- Born: 1976 (age 49–50) Xi'an, China
- Origin: Berlin
- Genres: Classical music
- Occupation: Musician
- Instrument: Piano

= Zhang Dingyuan =

Chinese classical pianist (born 1976)

Zhang Dingyuan (张玎苑 (Zhāng Dīngyuàn); born 1976) is a Chinese pianist.

Zhang was born in Xi'an, Shaanxi. She started to play piano at the age of 3 and was later admitted to the Central Conservatory of Music in Beijing to study piano performance under the tutelage of Professors Zhong Hui, Zhao Pingguo and Chen Bigang. After graduation, she went on to study piano performance under Professor Rainer Becker at the Berlin University of the Arts and received the Master of Music degree in 2003 and the Konzertexamen diploma in piano performance in 2008. She was the recipient of prestigious Paul Hindemith Scholarship from 2001 to 2004.

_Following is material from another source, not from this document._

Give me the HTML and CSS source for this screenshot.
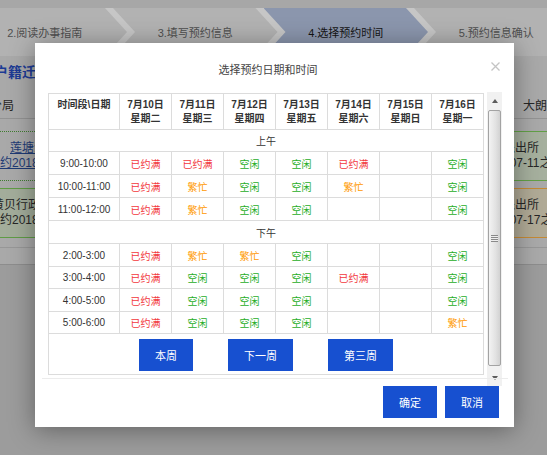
FILE: index.html
```html
<!DOCTYPE html>
<html lang="zh-CN">
<head>
<meta charset="utf-8">
<title>选择预约日期和时间</title>
<link rel="stylesheet" href="styles.css">
</head>
<body>
<div class="page">
  <div class="topstrip"></div>
  <div class="stepbar">
    <div class="step">2.阅读办事指南</div>
    <div class="step">3.填写预约信息</div>
    <div class="step active">4.选择预约时间</div>
    <div class="step">5.预约信息确认</div>
  </div>
  <div class="content">
    <div class="page-title">户籍迁入</div>
    <div class="prow head">
      <div class="pl"><div class="ln in-l1">分局</div></div>
      <div class="pr"><div class="ln in-r1">大朗派出所</div></div>
    </div>
    <div class="prow rowa">
      <div class="pl">
        <div class="ln link in-l2">莲塘派</div>
        <div class="ln link in-l3">预约2018</div>
      </div>
      <div class="pr">
        <div class="ln in-r2">莲塘派出所</div>
        <div class="ln in-r3">2018-07-11之前</div>
      </div>
    </div>
    <div class="prow rowb">
      <div class="pl">
        <div class="ln in-l4">黄贝行政</div>
        <div class="ln in-l3">预约2018</div>
      </div>
      <div class="pr">
        <div class="ln in-r2">黄贝派出所</div>
        <div class="ln in-r3">2018-07-17之前</div>
      </div>
    </div>
    <div class="pline"></div>
  </div>
</div>

<div class="modal">
  <div class="modal-head">
    <div class="modal-title">选择预约日期和时间</div>
    <span class="close"><svg width="9" height="9" viewBox="0 0 9 9"><path d="M0.5 0.5L8.5 8.5M8.5 0.5L0.5 8.5" stroke="#c4c4c4" stroke-width="1.3" fill="none"/></svg></span>
  </div>
  <div class="scrollbox">
    <div class="scroll-content">
      <table class="sched">
        <colgroup><col class="c0"><col><col><col><col><col><col><col></colgroup>
        <thead>
          <tr class="hrow">
            <th>时间段\日期</th>
            <th>7月10日<br>星期二</th>
            <th>7月11日<br>星期三</th>
            <th>7月12日<br>星期四</th>
            <th>7月13日<br>星期五</th>
            <th>7月14日<br>星期六</th>
            <th>7月15日<br>星期日</th>
            <th>7月16日<br>星期一</th>
          </tr>
        </thead>
        <tbody>
          <tr class="sec"><td colspan="8">上午</td></tr>
          <tr class="r23"><td>9:00-10:00</td><td class="full">已约满</td><td class="full">已约满</td><td class="free">空闲</td><td class="free">空闲</td><td class="full">已约满</td><td></td><td class="free">空闲</td></tr>
          <tr class="r23"><td>10:00-11:00</td><td class="full">已约满</td><td class="busy">繁忙</td><td class="free">空闲</td><td class="free">空闲</td><td class="busy">繁忙</td><td></td><td class="free">空闲</td></tr>
          <tr class="r23"><td>11:00-12:00</td><td class="full">已约满</td><td class="busy">繁忙</td><td class="free">空闲</td><td class="free">空闲</td><td></td><td></td><td class="free">空闲</td></tr>
          <tr class="sec r23"><td colspan="8">下午</td></tr>
          <tr class="r23"><td>2:00-3:00</td><td class="full">已约满</td><td class="busy">繁忙</td><td class="busy">繁忙</td><td class="free">空闲</td><td></td><td></td><td class="free">空闲</td></tr>
          <tr class="r22"><td>3:00-4:00</td><td class="full">已约满</td><td class="free">空闲</td><td class="free">空闲</td><td class="free">空闲</td><td class="full">已约满</td><td></td><td class="free">空闲</td></tr>
          <tr class="r23"><td>4:00-5:00</td><td class="full">已约满</td><td class="free">空闲</td><td class="free">空闲</td><td class="free">空闲</td><td></td><td></td><td class="free">空闲</td></tr>
          <tr class="r22"><td>5:00-6:00</td><td class="full">已约满</td><td class="free">空闲</td><td class="free">空闲</td><td class="free">空闲</td><td></td><td></td><td class="busy">繁忙</td></tr>
          <tr class="brow"><td colspan="8">
            <div class="weeks">
              <button class="btn">本周</button>
              <button class="btn">下一周</button>
              <button class="btn">第三周</button>
            </div>
          </td></tr>
        </tbody>
      </table>
    </div>
    <div class="vscroll">
      <div class="sarrow"><span class="tri-up"></span></div>
      <div class="thumb"><span class="grip"></span></div>
      <div class="sarrow"><span class="tri-down"></span></div>
    </div>
  </div>
  <div class="sep"></div>
  <div class="modal-foot">
    <button class="btn">确定</button>
    <button class="btn">取消</button>
  </div>
</div>
</body>
</html>
```

FILE: styles.css
```css
* { box-sizing: border-box; }
html, body { margin: 0; padding: 0; }
body {
  width: 547px;
  height: 455px;
  overflow: hidden;
  position: relative;
  background: #9c9c9c;
  font-family: "Liberation Sans", "Noto Sans CJK SC", sans-serif;
}

/* ---- dimmed background page ---- */
.page { height: 455px; display: flex; flex-direction: column; overflow: hidden; }
.topstrip { height: 8px; background: #a7a7a7; flex: none; }
.stepbar {
  height: 48px;
  flex: none;
  background: #c6c6c6;
  display: flex;
  overflow: hidden;
}
.step {
  flex: none;
  width: 164.5px;
  height: 48px;
  margin-right: -14px;
  background: #b2b2b2;
  clip-path: polygon(0 0, calc(100% - 22px) 0, 100% 50%, calc(100% - 22px) 100%, 0 100%, 22px 50%);
  display: flex;
  align-items: center;
  justify-content: center;
  font-size: 11px;
  color: #4f4f4f;
}
.step:first-child { margin-left: -37.5px; }
.step.active { background: #8b96ad; color: #141414; }

.content {
  flex: none;
  height: 209px;
  background: #a9a9a9;
  border-bottom: 1px solid #8d8d8d;
}
.page-title {
  width: 41px;
  overflow: hidden;
  height: 32px;
  line-height: 32px;
  margin-left: -6px;
  font-size: 14px;
  font-weight: bold;
  color: #1d3b94;
  white-space: nowrap;
}
.prow { display: flex; justify-content: space-between; }
.pl { width: 47px; margin-left: -12px; overflow: hidden; }
.pr { width: 33px; overflow: hidden; }
.ln { font-size: 12px; line-height: 15px; white-space: nowrap; color: #262626; }
.link { color: #1f3b75; text-decoration: underline; }
.in-l1 { padding-left: 2px; }
.in-l2 { padding-left: 22px; }
.in-l3 { padding-left: 0; }
.in-l4 { padding-left: 4px; }
.in-r1 { padding-left: 9px; }
.in-r2 { text-indent: -35px; }
.in-r3 { text-indent: -35px; }

.prow.head {
  height: 31px;
  padding-top: 11px;
  border-bottom: 1px solid #939393;
}
.prow.rowa { margin-top: 12px; height: 50px; }
.prow.rowa .pl {
  border-top: 1px dotted #3f7d30;
  border-bottom: 1px dotted #3f7d30;
  padding-top: 9px;
}
.prow.rowa .pr {
  background: #a6b09e;
  border-top: 1px solid #62a046;
  border-bottom: 1px solid #62a046;
  padding-top: 9px;
}
.prow.rowb { margin-top: 7px; height: 50px; }
.prow.rowb .pl {
  background: #a3ad9b;
  border-top: 1px solid #5f9c45;
  border-bottom: 1px solid #5f9c45;
  padding-top: 9px;
}
.prow.rowb .pr {
  background: #b0aa96;
  border-top: 1px solid #c58a34;
  border-bottom: 1px solid #c58a34;
  padding-top: 9px;
}
.pline { margin-top: 9px; border-top: 1px solid #979797; }

/* ---- modal ---- */
.modal {
  position: absolute;
  left: 35px;
  top: 43px;
  width: 479px;
  height: 384px;
  background: #fff;
  box-shadow: 0 3px 24px rgba(0, 0, 0, 0.38);
  display: flex;
  flex-direction: column;
  padding: 0 12px 9px 13px;
}
.modal-head {
  position: relative;
  height: 49px;
  flex: none;
  padding-top: 20px;
  padding-right: 14px;
  text-align: center;
}
.modal-title {
  font-size: 11px;
  line-height: 14px;
  color: #444;
}
.close {
  position: absolute;
  right: 2px;
  top: 19px;
  width: 9px;
  height: 9px;
  display: block;
}
.close svg { display: block; }

.scrollbox {
  height: 294px;
  flex: none;
  display: flex;
  gap: 3px;
}
.scroll-content { width: 436px; flex: none; padding-top: 1px; }

.sched {
  width: 436px;
  table-layout: fixed;
  border-collapse: collapse;
  border: 1px solid #dcdcdc;
}
.sched col.c0 { width: 71px; }
.sched th, .sched td {
  border: 1px solid #dcdcdc;
  padding: 0;
  text-align: center;
  font-size: 10px;
  color: #333;
}
.hrow th {
  height: 36px;
  vertical-align: top;
  padding-top: 4px;
  line-height: 14px;
  font-weight: bold;
}
.sec td { height: 22px; }
.r23 td { height: 23px; }
.r22 td { height: 22px; }
.sched td.full { color: #f2383c; }
.sched td.busy { color: #ff9900; }
.sched td.free { color: #27ae27; }
.brow td { height: 41px; padding-top: 1px; }

.weeks { display: flex; justify-content: center; gap: 35px; }

.btn {
  height: 32px;
  padding: 0 16px;
  border: none;
  border-radius: 0;
  background: #1750d0;
  color: #fff;
  font-family: "Liberation Sans", "Noto Sans CJK SC", sans-serif;
  font-size: 11px;
  cursor: pointer;
}

/* fake classic scrollbar */
.vscroll {
  width: 15px;
  flex: none;
  height: 294px;
  background: #f1f1f1;
  display: flex;
  flex-direction: column;
  align-items: center;
}
.sarrow {
  height: 17px;
  width: 15px;
  flex: none;
  display: flex;
  align-items: center;
  justify-content: center;
}
.tri-up {
  width: 0; height: 0;
  border-left: 3.5px solid transparent;
  border-right: 3.5px solid transparent;
  border-bottom: 4px solid #5c5c5c;
}
.tri-down {
  width: 0; height: 0;
  border-left: 3.5px solid transparent;
  border-right: 3.5px solid transparent;
  border-top: 4px solid #5c5c5c;
}
.thumb {
  width: 13px;
  height: 256px;
  flex: none;
  margin-top: 1px;
  margin-bottom: auto;
  border: 1px solid #a3a3a3;
  border-radius: 2px;
  background: linear-gradient(to right, #f3f3f3, #e2e2e2 60%, #d2d2d2);
  display: flex;
  align-items: center;
  justify-content: center;
}
.grip {
  width: 7px;
  height: 7px;
  background: repeating-linear-gradient(to bottom, #8a8a8a 0, #8a8a8a 1px, #eeeeee 1px, #eeeeee 2px);
}

.sep {
  flex: none;
  height: 1px;
  margin: -8px -6px 0;
  background: #ececec;
}
.modal-foot {
  flex: none;
  display: flex;
  justify-content: flex-end;
  gap: 8px;
  padding: 7px 3px 0 0;
}
```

Zhang has won a number of piano competition awards including the Chinese Piano Composition Award in 1996, the second prize in the Mi-Duo Piano Competition in 1996, and the third prize in the Artur Schnabel Piano Competition in 2001. From 1997 to 1998 she had performance tours in Hong Kong, Beijing, Tianjin and throughout China with famed Chinese musicians such as Ma Xiang-Hua and Song Fei and recorded several CDs. She performed with the Berlin Philharmonic extensively from 2001 to 2004. She frequently gave piano recitals and performed at Berliner Philharmonie, Konzerthaus Berlin and Steinway Haus.

Currently she is an associate professor in piano at the East China Normal University in Shanghai and serves as the director of piano division in the music department of the university.